#### Exercise description:
Produce an exact copy of all the data below, dropping every image.

##############################

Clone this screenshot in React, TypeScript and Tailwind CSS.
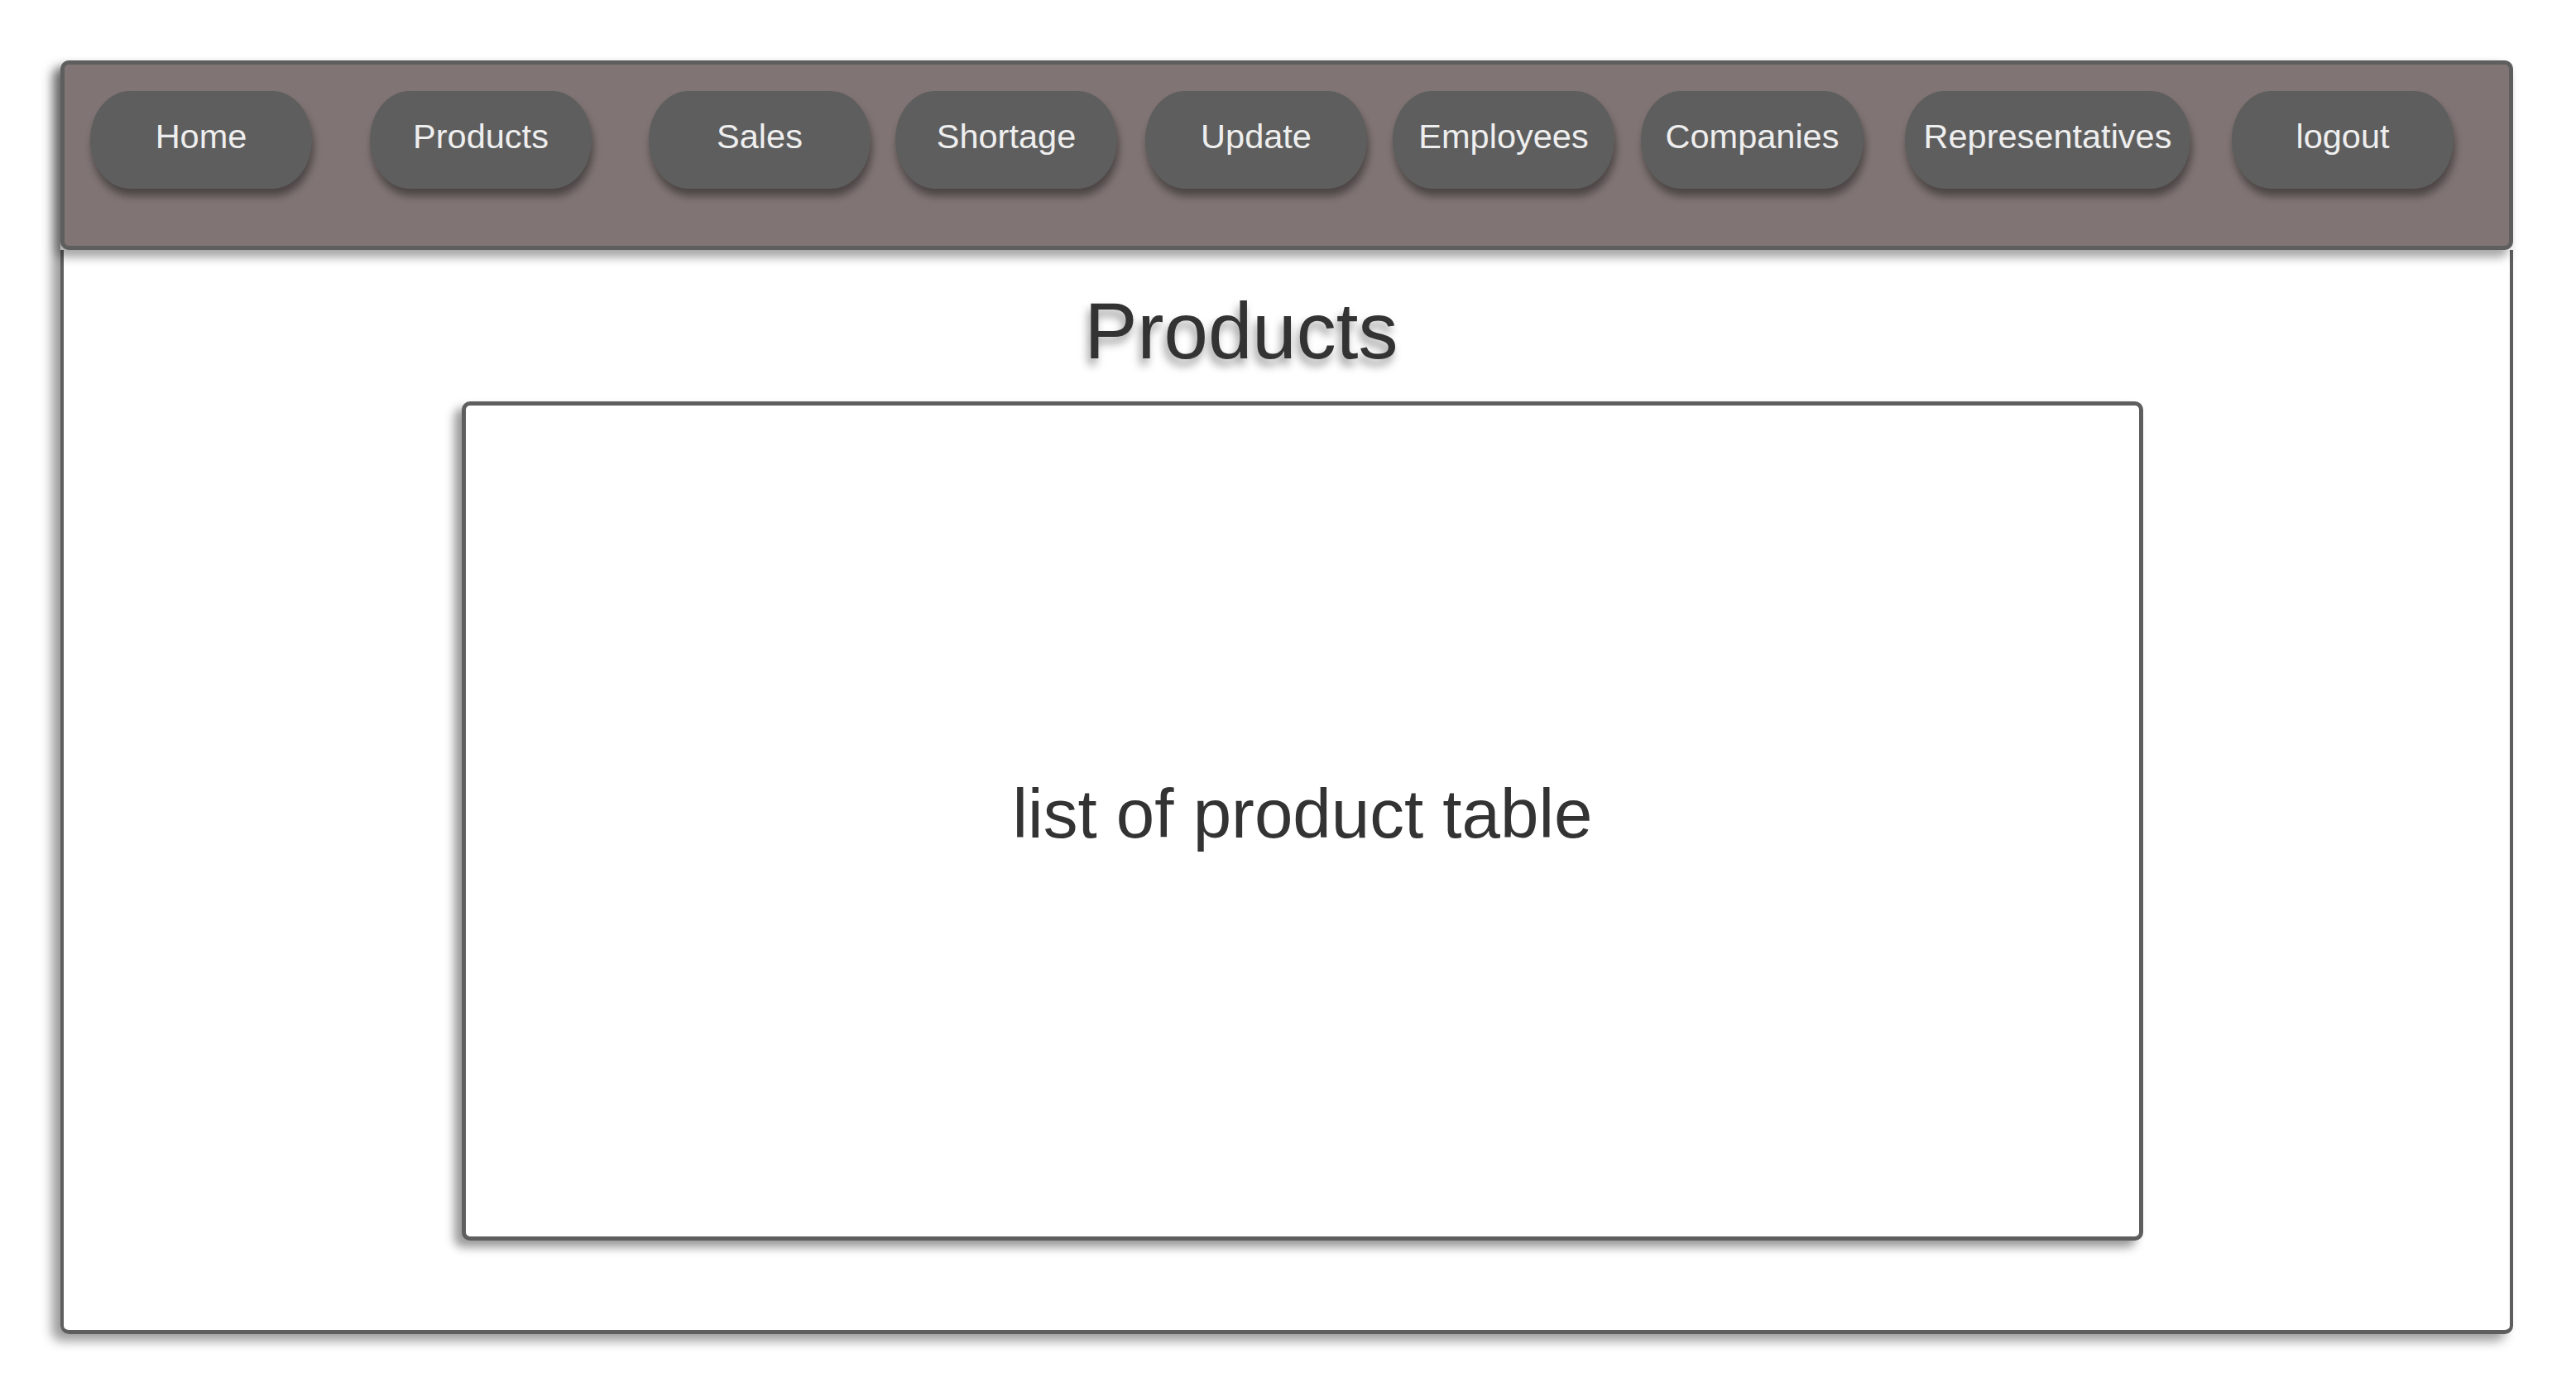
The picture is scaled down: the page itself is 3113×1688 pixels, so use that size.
const navItems = [
  { label: "Home", ml: "ml-[31px]", w: "w-[268px]" },
  { label: "Products", ml: "ml-[70px]", w: "w-[268px]" },
  { label: "Sales", ml: "ml-[69px]", w: "w-[268px]" },
  { label: "Shortage", ml: "ml-[30px]", w: "w-[268px]" },
  { label: "Update", ml: "ml-[34px]", w: "w-[268px]" },
  { label: "Employees", ml: "ml-[31px]", w: "w-[268px]" },
  { label: "Companies", ml: "ml-[32px]", w: "w-[269px]" },
  { label: "Representatives", ml: "ml-[50px]", w: "w-[345px]" },
  { label: "logout", ml: "ml-[50px]", w: "w-[268px]" },
]

export default function App() {
  return (
    <div className="min-h-screen bg-white pl-[73px] pt-[73px] font-['Liberation_Sans',Arial,sans-serif]">
      <div className="flex h-[1539px] w-[2964px] flex-col rounded-[10px] shadow-[-10px_8px_14px_rgba(0,0,0,0.4)]">
        {/* top bar */}
        <nav className="relative z-10 flex h-[229px] shrink-0 items-start rounded-[10px] border-[5px] border-[#5e5e5e] bg-[#807474] pt-[32px] shadow-[-6px_9px_12px_rgba(0,0,0,0.35)]">
          {navItems.map((item) => (
            <button
              key={item.label}
              type="button"
              className={`${item.ml} ${item.w} flex h-[118px] shrink-0 items-center justify-center rounded-[48px_/_50%] bg-[#5e5e5e] pb-[8px] text-[41.5px] text-[#eeeeee] shadow-[2px_9px_10px_rgba(0,0,0,0.4)]`}
            >
              {item.label}
            </button>
          ))}
        </nav>

        <main className="flex flex-1 flex-col rounded-b-[10px] border-x-[4px] border-b-[5px] border-[#5e5e5e] bg-white">
          <div className="flex justify-center pr-[110px] pt-[45px]">
            <h1 className="text-[96px] leading-[105px] text-[#333333] [text-shadow:-3px_8px_11px_rgba(0,0,0,0.4)]">
              Products
            </h1>
          </div>

          <div className="mt-[33px] flex justify-center pl-[38px]">
            <div className="flex h-[1014px] w-[2032px] items-center justify-center rounded-[10px] border-[5px] border-[#5e5e5e] bg-white pb-[16px] shadow-[-9px_8px_12px_rgba(0,0,0,0.4)]">
              <span className="text-[83.5px] text-[#333333]">list of product table</span>
            </div>
          </div>
        </main>
      </div>
    </div>
  )
}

##############################

#### Response below:
Clone this screenshot in React, TypeScript and Tailwind CSS.
The picture is scaled down: the page itself is 3113×1688 pixels, so use that size.
const navItems = [
  { label: "Home", ml: "ml-[31px]", w: "w-[268px]" },
  { label: "Products", ml: "ml-[70px]", w: "w-[268px]" },
  { label: "Sales", ml: "ml-[69px]", w: "w-[268px]" },
  { label: "Shortage", ml: "ml-[30px]", w: "w-[268px]" },
  { label: "Update", ml: "ml-[34px]", w: "w-[268px]" },
  { label: "Employees", ml: "ml-[31px]", w: "w-[268px]" },
  { label: "Companies", ml: "ml-[32px]", w: "w-[269px]" },
  { label: "Representatives", ml: "ml-[50px]", w: "w-[345px]" },
  { label: "logout", ml: "ml-[50px]", w: "w-[268px]" },
]

export default function App() {
  return (
    <div className="min-h-screen bg-white pl-[73px] pt-[73px] font-['Liberation_Sans',Arial,sans-serif]">
      <div className="flex h-[1539px] w-[2964px] flex-col rounded-[10px] shadow-[-10px_8px_14px_rgba(0,0,0,0.4)]">
        {/* top bar */}
        <nav className="relative z-10 flex h-[229px] shrink-0 items-start rounded-[10px] border-[5px] border-[#5e5e5e] bg-[#807474] pt-[32px] shadow-[-6px_9px_12px_rgba(0,0,0,0.35)]">
          {navItems.map((item) => (
            <button
              key={item.label}
              type="button"
              className={`${item.ml} ${item.w} flex h-[118px] shrink-0 items-center justify-center rounded-[48px_/_50%] bg-[#5e5e5e] pb-[8px] text-[41.5px] text-[#eeeeee] shadow-[2px_9px_10px_rgba(0,0,0,0.4)]`}
            >
              {item.label}
            </button>
          ))}
        </nav>

        <main className="flex flex-1 flex-col rounded-b-[10px] border-x-[4px] border-b-[5px] border-[#5e5e5e] bg-white">
          <div className="flex justify-center pr-[110px] pt-[45px]">
            <h1 className="text-[96px] leading-[105px] text-[#333333] [text-shadow:-3px_8px_11px_rgba(0,0,0,0.4)]">
              Products
            </h1>
          </div>

          <div className="mt-[33px] flex justify-center pl-[38px]">
            <div className="flex h-[1014px] w-[2032px] items-center justify-center rounded-[10px] border-[5px] border-[#5e5e5e] bg-white pb-[16px] shadow-[-9px_8px_12px_rgba(0,0,0,0.4)]">
              <span className="text-[83.5px] text-[#333333]">list of product table</span>
            </div>
          </div>
        </main>
      </div>
    </div>
  )
}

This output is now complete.